Dancing with Girls
When I was twelve years old
my mother got it into her head that I needed to know how to dance, and, over my vehement protests, insisted that I join a square-dancing club, as well as take private ballroom dancing lessons from the daughter of one of her friends, a girl a head taller and a year older than myself. Both endeavours were horrific, soul-searing disasters, ending in mutual outbursts of exasperation between me and my partners. Wisely, my mother abandoned the project of heterosexualizing me at that point, and didn't foolishly resume it until I was fifteen, when my total lack of interest in girls began to worry her, and she nagged me into going on the first, last, and only date-with-a-girl that ever I went on--another scarifying experience, but of no relevance to this story, except that it did include a little post-football game sock-hopping, from which I emerged virtually sick with tension and disgust. Heaven spared me then for many years from the horrors and terrors of ballroom dancing, until I was in my early thirties, and was invited to a Thanksgiving dinner and party afterward with a family of hospitable and genteel negros. Nicely, the daughter of the house grabbed me by the hand and pulled me into the center of the livingroom where several other couples were apparently enjoying themselves doing what seemed to be fairly free-form ballroom dancing.

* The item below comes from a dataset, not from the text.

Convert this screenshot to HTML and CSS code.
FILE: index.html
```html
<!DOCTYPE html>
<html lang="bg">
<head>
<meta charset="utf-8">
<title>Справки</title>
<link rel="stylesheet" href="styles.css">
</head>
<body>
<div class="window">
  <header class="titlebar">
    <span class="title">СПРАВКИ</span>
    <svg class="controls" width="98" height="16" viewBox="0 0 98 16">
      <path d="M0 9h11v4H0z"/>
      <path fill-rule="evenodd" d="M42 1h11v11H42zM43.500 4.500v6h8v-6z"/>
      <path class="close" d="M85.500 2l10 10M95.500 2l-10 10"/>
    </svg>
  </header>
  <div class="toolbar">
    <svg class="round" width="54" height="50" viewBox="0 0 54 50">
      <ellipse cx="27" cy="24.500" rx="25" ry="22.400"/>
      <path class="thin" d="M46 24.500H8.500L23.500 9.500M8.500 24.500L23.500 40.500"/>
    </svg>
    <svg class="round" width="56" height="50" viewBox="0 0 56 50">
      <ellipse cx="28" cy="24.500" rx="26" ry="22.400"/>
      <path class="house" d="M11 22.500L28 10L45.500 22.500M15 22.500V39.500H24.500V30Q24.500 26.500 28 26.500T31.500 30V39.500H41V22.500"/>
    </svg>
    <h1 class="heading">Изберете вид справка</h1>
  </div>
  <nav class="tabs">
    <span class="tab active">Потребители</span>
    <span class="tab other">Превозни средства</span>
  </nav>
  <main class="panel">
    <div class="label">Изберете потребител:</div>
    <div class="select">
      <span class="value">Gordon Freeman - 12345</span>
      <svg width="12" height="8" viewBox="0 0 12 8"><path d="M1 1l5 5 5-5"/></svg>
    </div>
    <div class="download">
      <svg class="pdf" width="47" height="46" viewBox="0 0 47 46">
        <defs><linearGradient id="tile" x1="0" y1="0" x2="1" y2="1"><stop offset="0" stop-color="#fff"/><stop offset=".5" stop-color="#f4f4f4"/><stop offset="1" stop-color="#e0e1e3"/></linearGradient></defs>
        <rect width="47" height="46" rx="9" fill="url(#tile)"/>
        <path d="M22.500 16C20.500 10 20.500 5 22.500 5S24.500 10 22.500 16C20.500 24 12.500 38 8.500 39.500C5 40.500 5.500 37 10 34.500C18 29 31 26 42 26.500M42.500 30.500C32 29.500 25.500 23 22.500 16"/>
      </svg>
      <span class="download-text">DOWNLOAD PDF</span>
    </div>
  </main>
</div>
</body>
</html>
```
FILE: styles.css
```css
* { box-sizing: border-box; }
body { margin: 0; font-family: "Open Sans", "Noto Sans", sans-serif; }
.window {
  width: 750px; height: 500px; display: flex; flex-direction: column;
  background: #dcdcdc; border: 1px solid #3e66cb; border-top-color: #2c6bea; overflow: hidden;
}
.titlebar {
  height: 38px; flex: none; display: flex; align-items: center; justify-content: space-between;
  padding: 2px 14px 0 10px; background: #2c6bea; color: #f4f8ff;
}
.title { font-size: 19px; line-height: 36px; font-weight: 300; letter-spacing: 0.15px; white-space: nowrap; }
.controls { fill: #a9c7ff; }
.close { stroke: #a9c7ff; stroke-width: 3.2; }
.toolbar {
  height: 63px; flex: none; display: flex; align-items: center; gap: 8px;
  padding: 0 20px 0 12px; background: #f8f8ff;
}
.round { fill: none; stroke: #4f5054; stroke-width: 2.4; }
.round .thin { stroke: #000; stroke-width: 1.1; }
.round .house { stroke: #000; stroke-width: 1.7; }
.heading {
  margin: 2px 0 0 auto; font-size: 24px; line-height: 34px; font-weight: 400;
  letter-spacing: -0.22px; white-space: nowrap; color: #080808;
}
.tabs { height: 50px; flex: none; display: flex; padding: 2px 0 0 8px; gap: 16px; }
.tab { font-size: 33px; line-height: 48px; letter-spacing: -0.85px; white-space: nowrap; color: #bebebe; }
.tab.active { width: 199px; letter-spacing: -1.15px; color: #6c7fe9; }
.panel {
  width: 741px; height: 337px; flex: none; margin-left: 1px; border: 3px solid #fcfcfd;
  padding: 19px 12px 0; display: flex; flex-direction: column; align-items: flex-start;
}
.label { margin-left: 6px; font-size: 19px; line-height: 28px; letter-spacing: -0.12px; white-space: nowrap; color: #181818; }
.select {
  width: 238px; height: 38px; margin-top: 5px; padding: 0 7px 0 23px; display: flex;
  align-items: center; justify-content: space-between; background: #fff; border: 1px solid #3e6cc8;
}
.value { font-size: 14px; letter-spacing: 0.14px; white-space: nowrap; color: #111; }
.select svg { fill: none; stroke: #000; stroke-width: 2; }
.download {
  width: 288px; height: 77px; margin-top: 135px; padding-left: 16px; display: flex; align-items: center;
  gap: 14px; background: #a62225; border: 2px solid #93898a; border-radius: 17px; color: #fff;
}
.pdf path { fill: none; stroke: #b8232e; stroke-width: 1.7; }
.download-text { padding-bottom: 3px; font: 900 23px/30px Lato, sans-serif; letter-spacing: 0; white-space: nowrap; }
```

Gamely, I allowed myself to be dragged into the loose embrace of what might have been a two-step, and tried to divine my partner's intentions and imitate them. Which resulted in a tangled train-wreck. Laughing, the young black woman held me at arm's length and said, "Don't you know how to lead?" In an instant, forgetting how determined I was to take part in things and be Good Company, I responded indignantly, "'Lead'? What do you mean 'lead'? Aren't we equals?"